• [Dataset excerpts]:
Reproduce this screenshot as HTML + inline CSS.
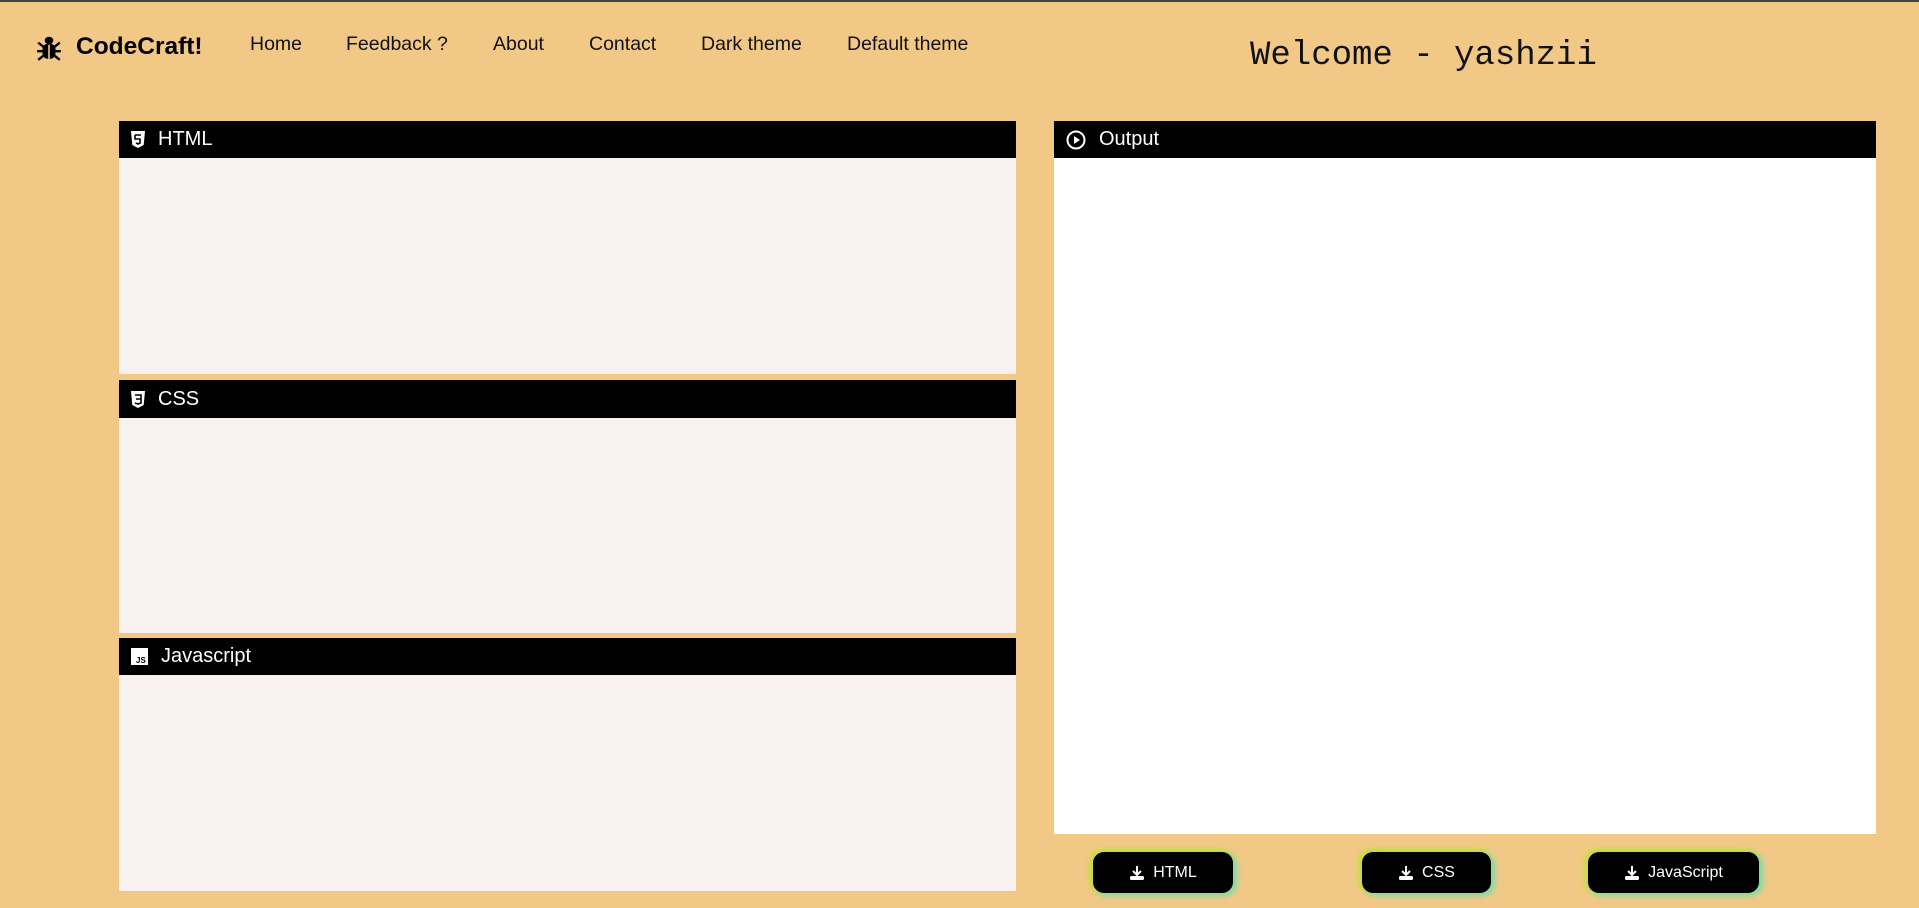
<!DOCTYPE html>
<html><head><meta charset="utf-8"><style>
*{margin:0;padding:0;box-sizing:border-box}
body{width:1919px;height:908px;background:#f2c887;font-family:"Liberation Sans",sans-serif;position:relative;overflow:hidden;border-top:2px solid #444}
.a{position:absolute}
.nav{top:31px;font-size:19.5px;color:#111}
.hd{background:#000;color:#fff;font-size:20px;display:flex;align-items:center;padding-left:12px;gap:13px}
.ta{background:#f9f0f0}
.btn{background:#000;color:#fff;border-radius:11px;display:flex;align-items:center;justify-content:center;gap:8px;font-size:16px;box-shadow:-3px -2px 7px #c8e030,3px 2px 7px #60e0c0,0 0 6px #a0e040}
</style></head><body>
<svg class="a" style="left:36px;top:32px" width="26" height="28" viewBox="0 0 24 26"><ellipse cx="12" cy="6" rx="4" ry="3.5"/><rect x="6" y="9" width="12" height="14" rx="5"/><path d="M2 8l5 4M22 8l-5 4M1 16h6M23 16h-6M2 24l5-4M22 24l-5-4" stroke="#000" stroke-width="2.2"/><path d="M12 10v13" stroke="#f2c887" stroke-width="1.5"/></svg>
<div class="a" style="left:76px;top:31px;font-size:24.5px;font-weight:bold">CodeCraft!</div>
<div class="a nav" style="left:250px">Home</div>
<div class="a nav" style="left:346px">Feedback ?</div>
<div class="a nav" style="left:493px">About</div>
<div class="a nav" style="left:589px">Contact</div>
<div class="a nav" style="left:701px">Dark theme</div>
<div class="a nav" style="left:847px">Default theme</div>
<div class="a" style="left:1250px;top:35px;font-family:'Liberation Mono',monospace;font-size:34px;color:#111">Welcome - yashzii</div>

<div class="a hd" style="left:119px;top:119px;width:897px;height:37px"><svg width="14" height="17" viewBox="0 0 14 17"><path d="M0 0h14l-1.3 14L7 17 1.3 14z" fill="#fff"/><path d="M4 4h6M4 4v4h5v4l-2 1-2-1" stroke="#000" stroke-width="1.6" fill="none"/></svg>HTML</div>
<div class="a ta" style="left:119px;top:156px;width:897px;height:216px"></div>
<div class="a hd" style="left:119px;top:378px;width:897px;height:38px"><svg width="14" height="17" viewBox="0 0 14 17"><path d="M0 0h14l-1.3 14L7 17 1.3 14z" fill="#fff"/><path d="M4 4h6v8l-3 1-3-1M5 8h5" stroke="#000" stroke-width="1.6" fill="none"/></svg>CSS</div>
<div class="a ta" style="left:119px;top:416px;width:897px;height:215px"></div>
<div class="a hd" style="left:119px;top:636px;width:897px;height:37px"><svg width="17" height="17" viewBox="0 0 17 17"><rect width="17" height="17" fill="#fff"/><text x="5" y="15" font-size="8" font-family="Liberation Sans" font-weight="bold">JS</text></svg>Javascript</div>
<div class="a ta" style="left:119px;top:673px;width:897px;height:216px"></div>

<div class="a hd" style="left:1054px;top:119px;width:822px;height:37px"><svg width="20" height="20" viewBox="0 0 20 20"><circle cx="10" cy="10" r="8.5" stroke="#fff" stroke-width="2" fill="none"/><path d="M8 6l6 4-6 4z" fill="#fff"/></svg>Output</div>
<div class="a" style="left:1054px;top:156px;width:822px;height:676px;background:#fff"></div>

<div class="a btn" style="left:1093px;top:850px;width:140px;height:41px"><svg width="16" height="16" viewBox="0 0 16 16"><path d="M8 1v8M4 6l4 4 4-4" stroke="#fff" stroke-width="2" fill="none"/><rect x="1" y="11" width="14" height="4" rx="1.5" fill="#fff"/></svg>HTML</div>
<div class="a btn" style="left:1362px;top:850px;width:129px;height:41px"><svg width="16" height="16" viewBox="0 0 16 16"><path d="M8 1v8M4 6l4 4 4-4" stroke="#fff" stroke-width="2" fill="none"/><rect x="1" y="11" width="14" height="4" rx="1.5" fill="#fff"/></svg>CSS</div>
<div class="a btn" style="left:1588px;top:850px;width:171px;height:41px"><svg width="16" height="16" viewBox="0 0 16 16"><path d="M8 1v8M4 6l4 4 4-4" stroke="#fff" stroke-width="2" fill="none"/><rect x="1" y="11" width="14" height="4" rx="1.5" fill="#fff"/></svg>JavaScript</div>
</body></html>
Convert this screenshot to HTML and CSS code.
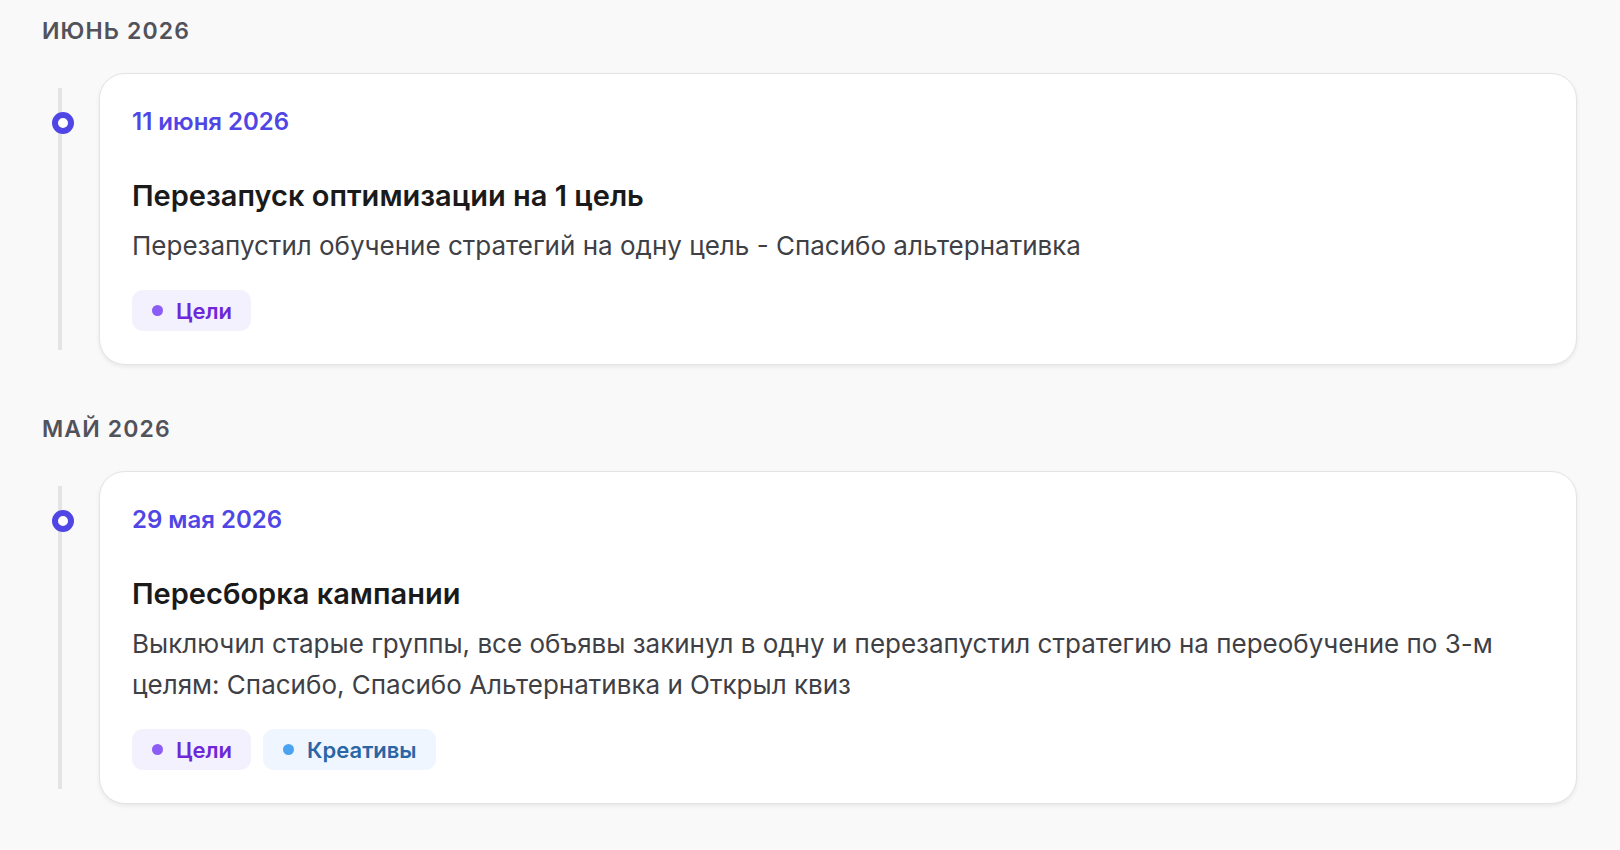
FILE: index.html
```html
<!DOCTYPE html>
<html lang="ru">
<head>
  <meta charset="UTF-8" />
  <meta name="viewport" content="width=device-width, initial-scale=1.0"/>
  <link rel="stylesheet" href="styles.css">
</head>
<body>
  <div class="journal">

    <section class="month">
      <h2 class="month-title">Июнь 2026</h2>
      <div class="entry">
        <div class="rail"><span class="dot"></span></div>
        <div class="card">
          <div class="card-date">11 июня 2026</div>
          <h3 class="card-title">Перезапуск оптимизации на 1 цель</h3>
          <p class="card-text">Перезапустил обучение стратегий на одну цель - Спасибо альтернативка</p>
          <div class="tags">
            <span class="tag tag-goals">Цели</span>
          </div>
        </div>
      </div>
    </section>

    <section class="month">
      <h2 class="month-title">Май 2026</h2>
      <div class="entry">
        <div class="rail"><span class="dot"></span></div>
        <div class="card">
          <div class="card-date">29 мая 2026</div>
          <h3 class="card-title">Пересборка кампании</h3>
          <p class="card-text">Выключил старые группы, все объявы закинул в одну и перезапустил стратегию на переобучение по 3-м целям: Спасибо, Спасибо Альтернативка и Открыл квиз</p>
          <div class="tags">
            <span class="tag tag-goals">Цели</span>
            <span class="tag tag-creatives">Креативы</span>
          </div>
        </div>
      </div>
    </section>

  </div>
</body>
</html>
```

FILE: styles.css
```css
body {
  margin: 0;
  background-color: #f9f9f9;
  font-family: Inter, "Noto Sans", sans-serif;
  color: #18181b;
}

.journal {
  padding: 16px 43px 40px 42px;
}

.month + .month {
  margin-top: 49px;
}

.month-title {
  margin: 0 0 27px;
  font-size: 23px;
  line-height: 30px;
  font-weight: 600;
  text-transform: uppercase;
  letter-spacing: 0.05em;
  color: #52525b;
}

.entry {
  display: flex;
}

/* vertical line + ring marker on the left */
.rail {
  position: relative;
  flex: 0 0 57px;
}
.rail::before {
  content: "";
  position: absolute;
  left: 16px;
  top: 15px;
  bottom: 15px;
  width: 4px;
  background-color: #e4e4e7;
}
.dot {
  position: absolute;
  left: 10px;
  top: 39px;
  width: 22px;
  height: 22px;
  box-sizing: border-box;
  border: 6px solid #4f46e5;
  border-radius: 50%;
  background-color: #fff;
}

.card {
  flex: 1;
  background-color: #fff;
  border: 1px solid #e4e4e7;
  border-radius: 26px;
  padding: 31px 32px 33px;
  box-shadow: 0 2px 4px rgba(0, 0, 0, 0.07);
}

.card-date {
  font-size: 24px;
  line-height: 33px;
  font-weight: 600;
  color: #4f46e5;
  margin-bottom: 40px;
}

.card-title {
  margin: 0 0 11px;
  font-size: 29px;
  line-height: 36px;
  font-weight: 600;
  color: #1a1a1a;
}

.card-text {
  margin: 0;
  font-size: 26px;
  line-height: 41px;
  color: #3f3f46;
}

.tags {
  display: flex;
  gap: 12px;
  margin-top: 24px;
}

.tag {
  display: inline-flex;
  align-items: center;
  gap: 13px;
  height: 41px;
  padding: 0 19px 0 20px;
  border-radius: 11px;
  font-size: 22px;
  font-weight: 600;
}
.tag::before {
  content: "";
  width: 11px;
  height: 11px;
  border-radius: 50%;
}

.tag-goals {
  background-color: #f4f1fe;
  color: #6d28d9;
}
.tag-goals::before {
  background-color: #8b5cf6;
}

.tag-creatives {
  background-color: #eff6ff;
  color: #2a65a6;
}
.tag-creatives::before {
  background-color: #4aa3f0;
}
```
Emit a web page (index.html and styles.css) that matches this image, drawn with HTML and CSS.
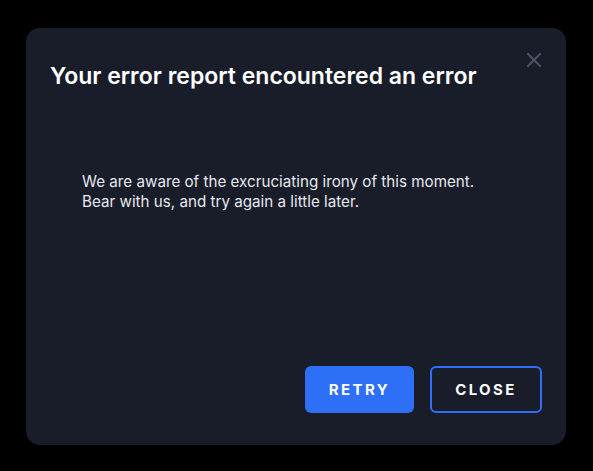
FILE: index.html
```html
<!DOCTYPE html>
<html lang="en">

<head>
    <meta charset="UTF-8">
    <meta name="viewport" content="width=device-width, initial-scale=1.0">
    <title>Error report</title>

    <link rel="stylesheet" href="styles.css">
</head>

<body>
    <div id="overlay">
        <div id="dialog">
            <div class="dialog-head">
                <h1 class="title">Your error report encountered an error</h1>
                <span class="close-x">
                    <svg width="16" height="16" viewBox="0 0 16 16">
                        <path d="M2 2 L14 14 M14 2 L2 14" stroke="#4b5064" stroke-width="2.2" stroke-linecap="round" fill="none"/>
                    </svg>
                </span>
            </div>

            <div class="message">
                <p>We are aware of the excruciating irony of this moment.</p>
                <p>Bear with us, and try again a little later.</p>
            </div>

            <div class="actions">
                <button class="btn btn-primary">RETRY</button>
                <button class="btn btn-outline">CLOSE</button>
            </div>
        </div>
    </div>
</body>

</html>
```

FILE: styles.css
```css
* {
    margin: 0;
    padding: 0;
    box-sizing: border-box;
}

body {
    background: #000000;
    font-family: "Inter", "Noto Sans", sans-serif;
}

#overlay {
    width: 593px;
    height: 471px;
    padding: 28px 0 0 26px;
}

#dialog {
    width: 540px;
    height: 417px;
    background: #191c29;
    border-radius: 14px;
    display: flex;
    flex-direction: column;
    padding: 30px 24px 32px 24px;
}

.dialog-head {
    display: flex;
    justify-content: space-between;
    align-items: flex-start;
}

.title {
    color: #ffffff;
    font-size: 23px;
    font-weight: 600;
    line-height: 36px;
    letter-spacing: 0;
}

.close-x {
    display: block;
    margin-top: -6px;
    margin-right: 0;
}

.message {
    margin-top: 78px;
    padding-left: 32px;
    color: #e6e8ee;
    font-size: 15.2px;
    line-height: 20px;
    flex: 1;
}

.actions {
    display: flex;
    justify-content: flex-end;
    gap: 16px;
}

.btn {
    height: 47px;
    border-radius: 6px;
    font-family: inherit;
    font-size: 15px;
    font-weight: 700;
    letter-spacing: 2.4px;
    color: #ffffff;
    cursor: pointer;
}

.btn-primary {
    width: 109px;
    background: #2d6ff7;
    border: none;
}

.btn-outline {
    width: 112px;
    background: transparent;
    border: 2px solid #2d6ff7;
}
```
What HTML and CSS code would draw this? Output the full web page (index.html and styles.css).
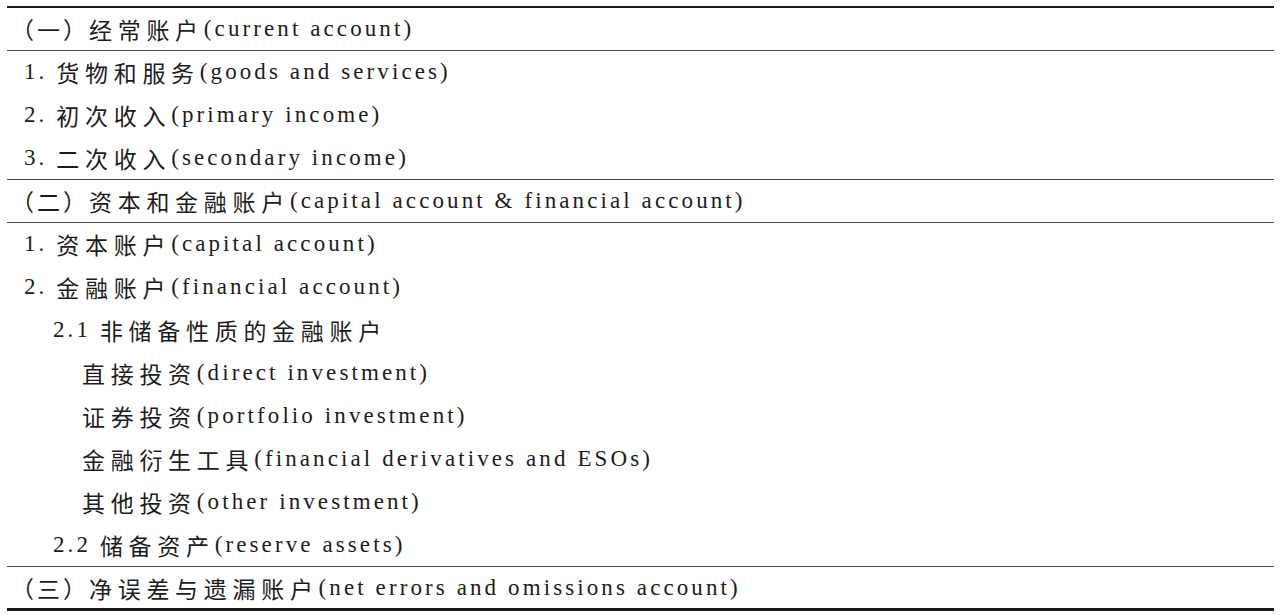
FILE: index.html
```html
<!DOCTYPE html>
<html lang="zh">
<head>
<meta charset="utf-8">
<title>国际收支平衡表结构</title>
<link rel="stylesheet" href="styles.css">
</head>
<body>
<div class="table">
  <div class="section head">
    <div class="row par"><span class="idx">（一）</span>经常账户<span class="en">(current account)</span></div>
  </div>
  <div class="section group">
    <div class="row"><span class="en">1. </span>货物和服务<span class="en">(goods and services)</span></div>
    <div class="row"><span class="en">2. </span>初次收入<span class="en">(primary income)</span></div>
    <div class="row"><span class="en">3. </span>二次收入<span class="en">(secondary income)</span></div>
  </div>
  <div class="section head">
    <div class="row par"><span class="idx">（二）</span>资本和金融账户<span class="en">(capital account &amp; financial account)</span></div>
  </div>
  <div class="section group">
    <div class="row"><span class="en">1. </span>资本账户<span class="en">(capital account)</span></div>
    <div class="row"><span class="en">2. </span>金融账户<span class="en">(financial account)</span></div>
    <div class="row l1"><span class="en">2.1 </span>非储备性质的金融账户</div>
    <div class="row l2">直接投资<span class="en">(direct investment)</span></div>
    <div class="row l2">证券投资<span class="en">(portfolio investment)</span></div>
    <div class="row l2">金融衍生工具<span class="en">(financial derivatives and ESOs)</span></div>
    <div class="row l2">其他投资<span class="en">(other investment)</span></div>
    <div class="row l1"><span class="en">2.2 </span>储备资产<span class="en">(reserve assets)</span></div>
  </div>
  <div class="section last">
    <div class="row par"><span class="idx">（三）</span>净误差与遗漏账户<span class="en">(net errors and omissions account)</span></div>
  </div>
</div>
</body>
</html>
```

FILE: styles.css
```css
html, body {
  margin: 0;
  padding: 0;
  background: #ffffff;
}

body {
  font-family: "Noto Sans CJK SC", "Liberation Serif", serif;
  font-size: 23px;
  color: #1c1c1c;
}

.table {
  margin: 6px 6px 0 7px;
  border-top: 2px solid #1a1a1a;
  display: flex;
  flex-direction: column;
}

.section {
  display: flex;
  flex-direction: column;
  border-bottom: 1px solid #4a4a4a;
}

.section.last {
  border-bottom: 3px solid #1a1a1a;
}

.row {
  height: 43px;
  display: flex;
  align-items: center;
  padding-left: 17px;
  letter-spacing: 5.7px;
  white-space: pre;
}

.head .row {
  height: 42px;
}

.last .row {
  height: 41px;
}

.group .row:first-child {
  height: 42px;
}

.row.par {
  padding-left: 4px;
}

.row.l1 {
  padding-left: 46px;
}

.row.l2 {
  padding-left: 75px;
}

.idx {
  letter-spacing: 3px;
}

.en {
  font-family: "Liberation Serif", serif;
  font-size: 23px;
  letter-spacing: 3.1px;
}
```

• [Challenge]: Report all lines of the data above that include the string "with".

• [Reply to the exercise]:
Emit a web page (index.html and styles.css) that matches this image, drawn with HTML and CSS.
                <p>Bear with us, and try again a little later.</p>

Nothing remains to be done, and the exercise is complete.